Annotate CDS with Best DIAMOND Hit
The Annotate CDS with Best DIAMOND Hit tool will allow you to annotate a set of contigs containing CDS annotations with their best DIAMOND hit. This tool is particularly useful for large data sets, as an alternative to Annotate CDS with Best BLAST Hit.
DIAMOND is a sequence aligner for protein and translated DNA searches, designed for high performance analysis of big sequence data. The key features are:
- Pairwise alignment of proteins and translated DNA at 500x-20,000x speed of BLAST.
- Frameshift alignments for long read analysis.
- Low resource requirements and suitable for running on standard desktops or laptops.
The version of the DIAMOND binaries bundled with the tool is v0.9.26.127. For questions or comments about DIAMOND, see https://github.com/bbuchfink/diamond.
To start the tool, go to:
Toolbox | Microbial Genomics Module () | Functional Analysis () | Annotate CDS with Best DIAMOND Hit ()
Several parameters are available (figure 13.9):
Figure 13.9: BLAST Best Hit annotations added to gene cds4 of h. pylori.
- Genetic code parameters. The genetic code used for translating CDS to proteins.
- DIAMOND parameters.
- Maximum E-value. Maximum expectation value (E-value) threshold for saving hits.
- DIAMOND Index. Select the relevant indexes. Indexes are generated by 1/ downloading a database with the Download Protein Database tool (section Download Protein Database) and 2/ building the index using the Create DIAMOND Index tool (see section Create DIAMOND Index).
- Standard search, mainly designed for short reads alignments, i.e., for finding significant matches of >50 bits on 30-40aa fragments.
- Sensitive search, for longer sequences.
- More sensitive search, where results in DIAMOND come close to the quality of BLAST searches.

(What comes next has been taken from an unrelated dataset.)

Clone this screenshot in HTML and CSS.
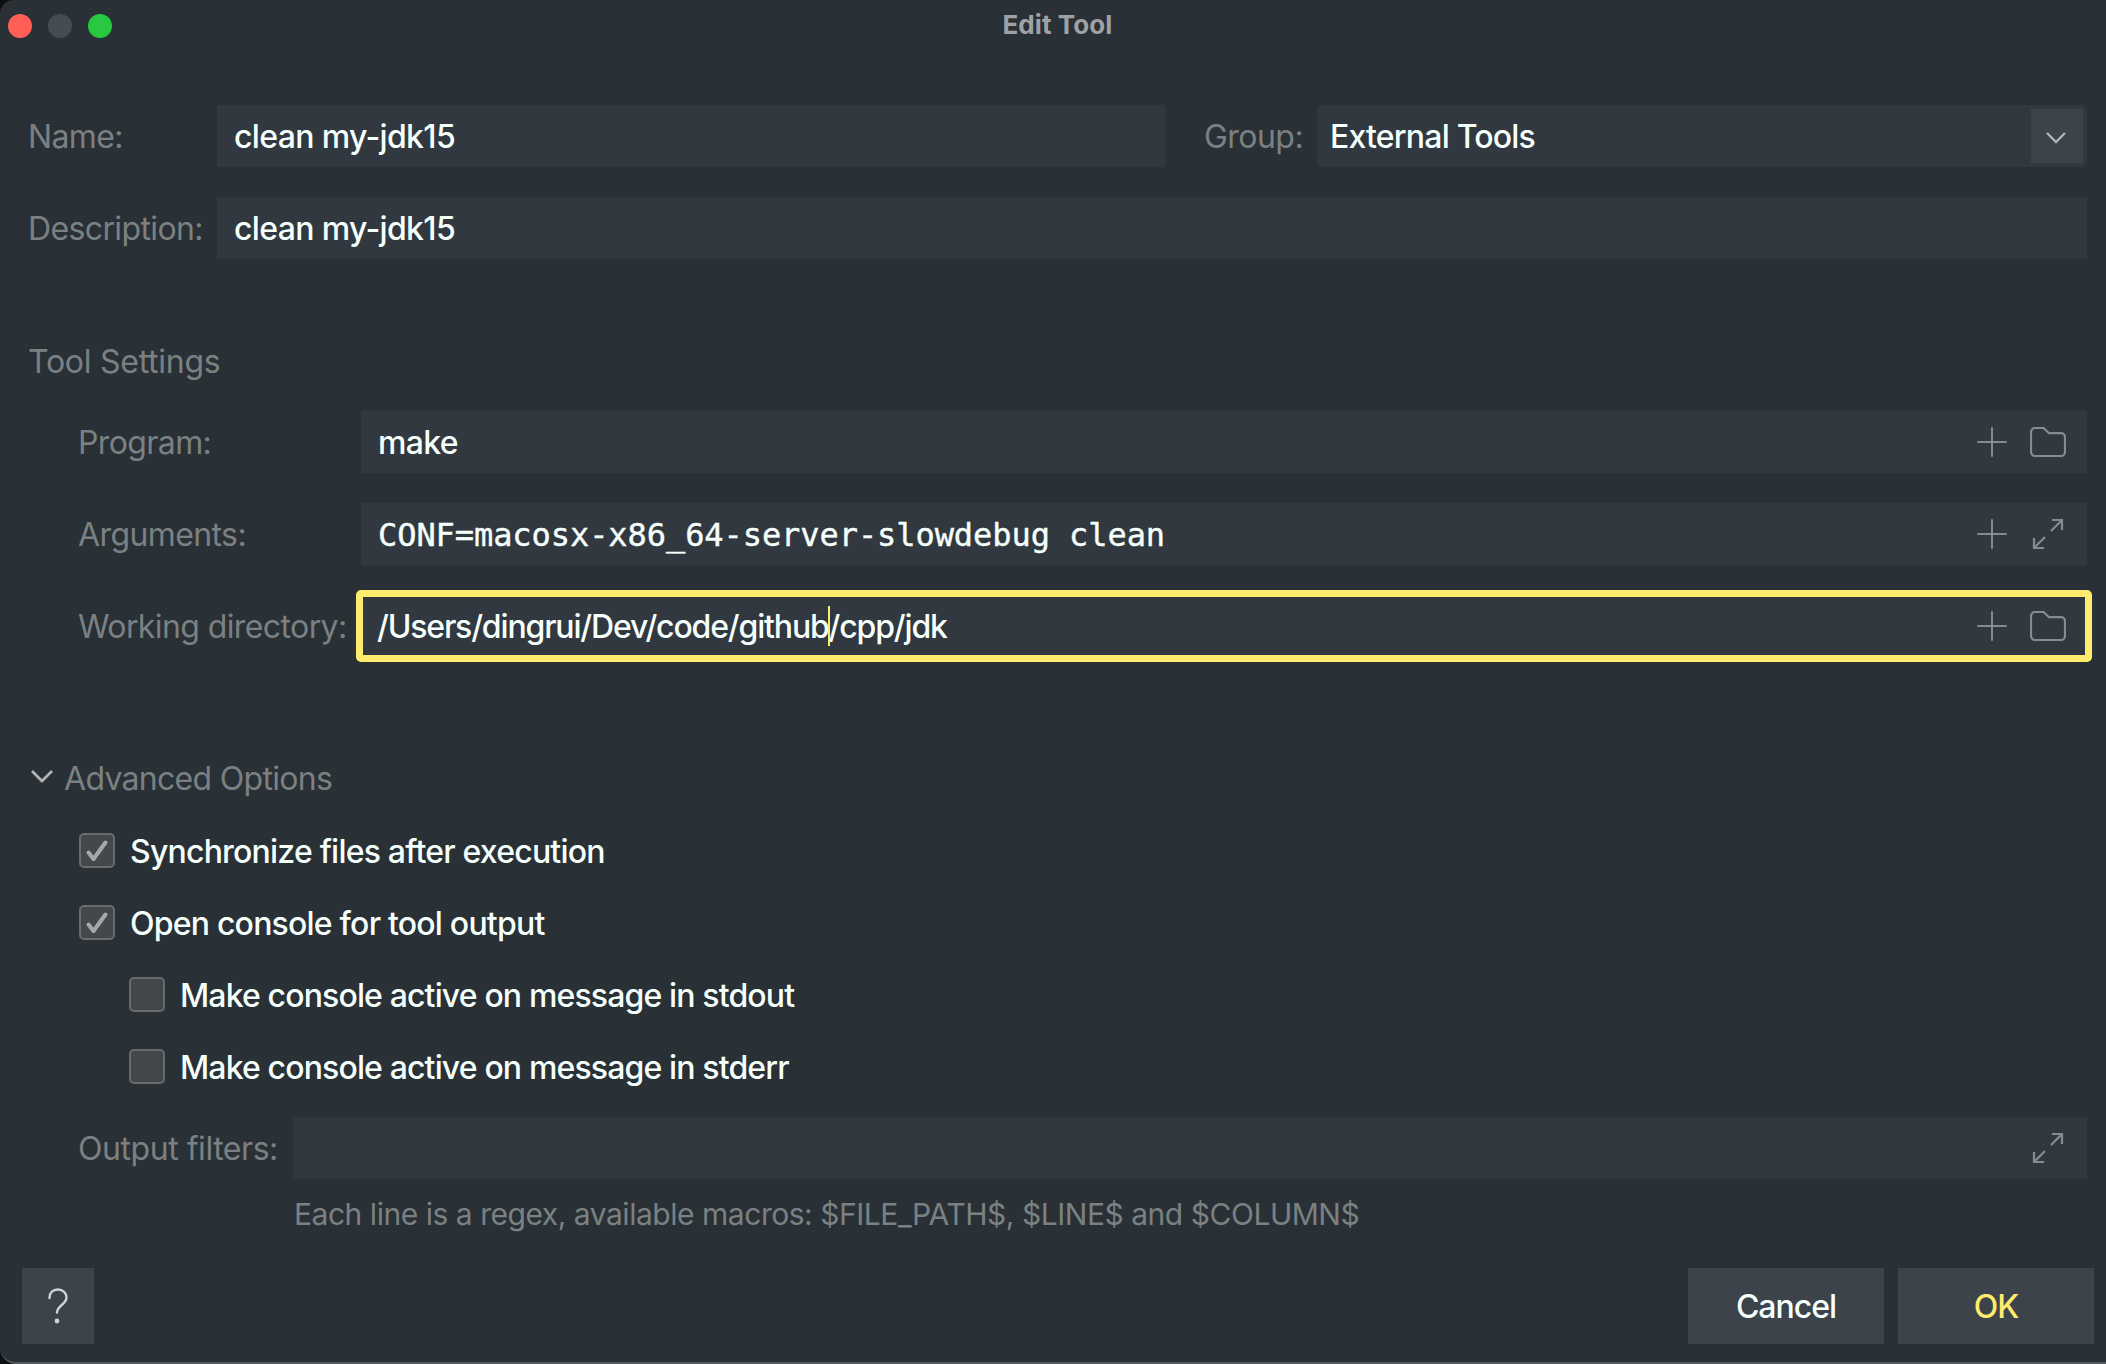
FILE: index.html
```html
<!DOCTYPE html>
<html lang="en">
<head>
<meta charset="utf-8">
<title>Edit Tool</title>
<link rel="stylesheet" href="styles.css">
</head>
<body>
<main class="dialog">
  <header class="titlebar">
    <div class="lights"><span class="light close"></span><span class="light minimize"></span><span class="light expand"></span></div>
    <h1 class="title">Edit Tool</h1>
  </header>

  <section class="identity">
    <div class="row">
      <label class="label label-main"><span class="t">Name:</span></label>
      <div class="field field-name"><span class="t">clean my-jdk15</span></div>
      <label class="label label-group"><span class="t">Group:</span></label>
      <div class="field combo"><span class="t">External Tools</span>
        <span class="combo-button"><svg width="22" height="14" viewBox="0 0 22 14"><path class="stroke-arrow" d="M2 2l9 9 9-9"/></svg></span>
      </div>
    </div>
    <div class="row">
      <label class="label label-main"><span class="t">Description:</span></label>
      <div class="field"><span class="t">clean my-jdk15</span></div>
    </div>
  </section>

  <section class="settings">
    <h2 class="heading heading-tool">Tool Settings</h2>
    <div class="row">
      <label class="label label-setting"><span class="t">Program:</span></label>
      <div class="field"><span class="t">make</span>
        <span class="actions">
          <svg width="30" height="30" viewBox="0 0 30 30"><path class="stroke-plus" d="M15 1v28M1 15h28"/></svg>
          <svg width="36" height="30" viewBox="0 0 36 30"><path class="stroke-icon" d="M5 1h8.500l5.500 5.200h12a4 4 0 0 1 4 4V25a4 4 0 0 1-4 4H5a4 4 0 0 1-4-4V5a4 4 0 0 1 4-4z"/></svg>
        </span>
      </div>
    </div>
    <div class="row">
      <label class="label label-setting"><span class="t">Arguments:</span></label>
      <div class="field"><span class="t mono">CONF=macosx-x86_64-server-slowdebug clean</span>
        <span class="actions">
          <svg width="30" height="30" viewBox="0 0 30 30"><path class="stroke-plus" d="M15 1v28M1 15h28"/></svg>
          <svg width="36" height="30" viewBox="0 0 36 30"><path class="stroke-icon" d="M22 1h10v10M32 1L21 12M4 19v10h10M4 29l11-11"/></svg>
        </span>
      </div>
    </div>
    <div class="row">
      <label class="label label-setting label-working"><span class="t">Working directory:</span></label>
      <div class="field focused"><span class="t path">/Users/dingrui/Dev/code/github<span class="caret"></span>/cpp/jdk</span>
        <span class="actions">
          <svg width="30" height="30" viewBox="0 0 30 30"><path class="stroke-plus" d="M15 1v28M1 15h28"/></svg>
          <svg width="36" height="30" viewBox="0 0 36 30"><path class="stroke-icon" d="M5 1h8.500l5.500 5.200h12a4 4 0 0 1 4 4V25a4 4 0 0 1-4 4H5a4 4 0 0 1-4-4V5a4 4 0 0 1 4-4z"/></svg>
        </span>
      </div>
    </div>
  </section>

  <section class="advanced">
    <h2 class="heading disclosure"><svg width="24" height="16" viewBox="0 0 24 16"><path class="stroke-disclosure" d="M2 2l10 10L22 2"/></svg><span class="t">Advanced Options</span></h2>
    <div class="check-row"><span class="box"><svg width="22" height="22" viewBox="0 0 22 22"><path class="stroke-check" d="M2.500 12.500l5 6.500L19.500 2.500"/></svg></span><span class="t">Synchronize files after execution</span></div>
    <div class="check-row"><span class="box"><svg width="22" height="22" viewBox="0 0 22 22"><path class="stroke-check" d="M2.500 12.500l5 6.500L19.500 2.500"/></svg></span><span class="t">Open console for tool output</span></div>
    <div class="check-row nested"><span class="box"></span><span class="t">Make console active on message in stdout</span></div>
    <div class="check-row nested"><span class="box"></span><span class="t">Make console active on message in stderr</span></div>
    <div class="row output-row">
      <label class="label label-output"><span class="t">Output filters:</span></label>
      <div class="field">
        <span class="actions">
          <svg width="36" height="30" viewBox="0 0 36 30"><path class="stroke-icon" d="M22 1h10v10M32 1L21 12M4 19v10h10M4 29l11-11"/></svg>
        </span>
      </div>
    </div>
    <p class="hint"><span class="t">Each line is a regex, available macros: $FILE_PATH$, $LINE$ and $COLUMN$</span></p>
  </section>

  <footer class="footer">
    <button class="button help" aria-label="Help"><svg width="20" height="36" viewBox="0 0 20 36"><path class="stroke-help" d="M1.500 10C1.500 4.500 5 1.500 10 1.500s8.500 3.500 8.500 8c0 7-9.500 8-9.500 15"/><circle class="help-dot" cx="9" cy="33" r="2.400"/></svg></button>
    <button class="button"><span class="t">Cancel</span></button>
    <button class="button primary"><span class="t">OK</span></button>
  </footer>
</main>
</body>
</html>
```
FILE: styles.css
```css
* {
  box-sizing: border-box;
}

body {
  margin: 0;
  background: #0d0f11;
  font-family: Inter, "Liberation Sans", sans-serif;
  font-size: 32px;
  line-height: 38px;
}

.dialog {
  display: flex;
  flex-direction: column;
  width: 2106px;
  height: 1364px;
  overflow: hidden;
  border-bottom: 2px solid #54595d;
  border-radius: 14px 0 0 16px;
  background: #293036;
  color: #f5fffc;
}

.titlebar {
  display: grid;
  grid-template-columns: 1fr auto 1fr;
  align-items: center;
  height: 52px;
  padding-left: 9px;
}

.lights {
  display: flex;
  gap: 16px;
  margin-left: -1px;
}

.light {
  width: 24px;
  height: 24px;
  border-radius: 50%;
}

.close { background: #ff5f57; }
.minimize { background: #464c53; }
.expand { background: #28c840; }

.title {
  margin: 0 0 2px;
  color: #9fa1a4;
  font-size: 26px;
  font-weight: 700;
  line-height: 32px;
  letter-spacing: 0.1px;
}

.t {
  display: block;
  padding-top: 2px;
}

.identity,
.settings {
  display: flex;
  flex-direction: column;
  gap: 30px;
  padding: 0 19px 0 28px;
}

.identity {
  padding-top: 53px;
}

.row {
  display: flex;
  align-items: center;
}

.label,
.heading,
.hint {
  color: #7b8182;
  letter-spacing: -0.54px;
  white-space: nowrap;
}

.label { flex: none; }
.label-main { width: 189px; letter-spacing: -0.62px; }
.label-group { width: 152px; padding-left: 39px; }
.label-setting { width: 333px; padding-left: 50px; letter-spacing: -0.6px; }
.label-output { width: 265px; padding-left: 50px; letter-spacing: -0.45px; }

.field {
  display: flex;
  flex: 1;
  align-items: center;
  height: 62px;
  padding: 0 21px 0 17px;
  background: #31383f;
  font-weight: 500;
  letter-spacing: -0.66px;
  white-space: nowrap;
}

.field-name {
  flex: none;
  width: 948px;
}

.combo {
  padding: 0 4px 0 13px;
  border-radius: 5px;
  letter-spacing: -0.8px;
}

.combo-button {
  display: grid;
  place-items: center;
  width: 52px;
  height: 54px;
  margin-left: auto;
  padding: 3px 2px 0 0;
  background: #3c434a;
}

.settings {
  padding-top: 83px;
}

.heading {
  margin: 0;
  font-size: 32px;
  font-weight: 400;
}

.heading-tool {
  height: 39px;
  padding-top: 1px;
  letter-spacing: -0.26px;
}

.mono {
  font-family: "DejaVu Sans Mono", "Liberation Mono", monospace;
  letter-spacing: -0.07px;
  -webkit-text-stroke: 0.4px currentColor;
}

.focused {
  height: 72px;
  margin: -5px;
  padding: 0 19px 0 14px;
  border: 7px solid #ffec6e;
  border-radius: 5px;
}

.path {
  letter-spacing: -1.16px;
}

.caret {
  position: relative;
}

.caret::after {
  content: "";
  position: absolute;
  top: -1px;
  left: -1px;
  width: 2px;
  height: 40px;
  background: #ffec6e;
}

.actions {
  display: flex;
  gap: 23px;
  margin-left: auto;
}

svg {
  display: block;
  fill: none;
}

.stroke-arrow { stroke: #afb4bc; stroke-width: 2.4; }
.stroke-disclosure { stroke: #b0b2b4; stroke-width: 2.8; }
.stroke-plus { stroke: #868c8e; stroke-width: 2; stroke-linecap: round; }
.stroke-icon { stroke: #858b93; stroke-width: 2.2; }
.stroke-check { stroke: #a7a7a7; stroke-width: 4; stroke-linecap: round; stroke-linejoin: round; }
.stroke-help { stroke: #d0d3d6; stroke-width: 2.4; stroke-linecap: round; }
.help-dot { fill: #d0d3d6; }

.advanced {
  padding: 90px 19px 0 28px;
}

.disclosure {
  display: flex;
  align-items: center;
  gap: 10px;
  height: 62px;
  margin-bottom: 5.5px;
  padding-left: 2px;
  letter-spacing: -0.7px;
}

.disclosure svg {
  margin-bottom: 3px;
}

.check-row {
  display: flex;
  align-items: center;
  gap: 15px;
  height: 72px;
  padding-left: 51px;
  font-weight: 500;
  letter-spacing: -0.79px;
}

.nested {
  padding-left: 101px;
  letter-spacing: -0.86px;
}

.box {
  display: grid;
  place-items: center;
  width: 36px;
  height: 35px;
  border: 2px solid #6a6b6c;
  border-radius: 5px;
  background: #43494b;
}

.output-row {
  margin-top: 14.5px;
}

.hint {
  margin: 14px 0 0 266px;
  font-size: 30px;
  letter-spacing: -0.47px;
}

.footer {
  display: flex;
  gap: 14px;
  margin-top: auto;
  padding: 0 12px 18px 22px;
}

.button {
  display: grid;
  place-items: center;
  width: 196px;
  height: 76px;
  padding: 0;
  border: 0;
  background: #3c434a;
  color: #f5fffc;
  font: inherit;
  font-weight: 500;
  letter-spacing: -1px;
}

.help {
  width: 72px;
  margin-right: auto;
}

.primary {
  color: #ffec6e;
}
```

The tool will output a copy of the input file with the DIAMOND Hit annotations. The tool can also output an annotation table summarizing information about the annotations added to the sequence list. Finally it is possible to generate a report containing information about the input file, the DIAMOND database and the amount of CDS annotated with a DIAMOND hit.
If a DIAMOND index was created from a protein sequence list containing metadata (such as GO terms or taxonomy information), the original metadata will be transferred to the annotations created by this tool.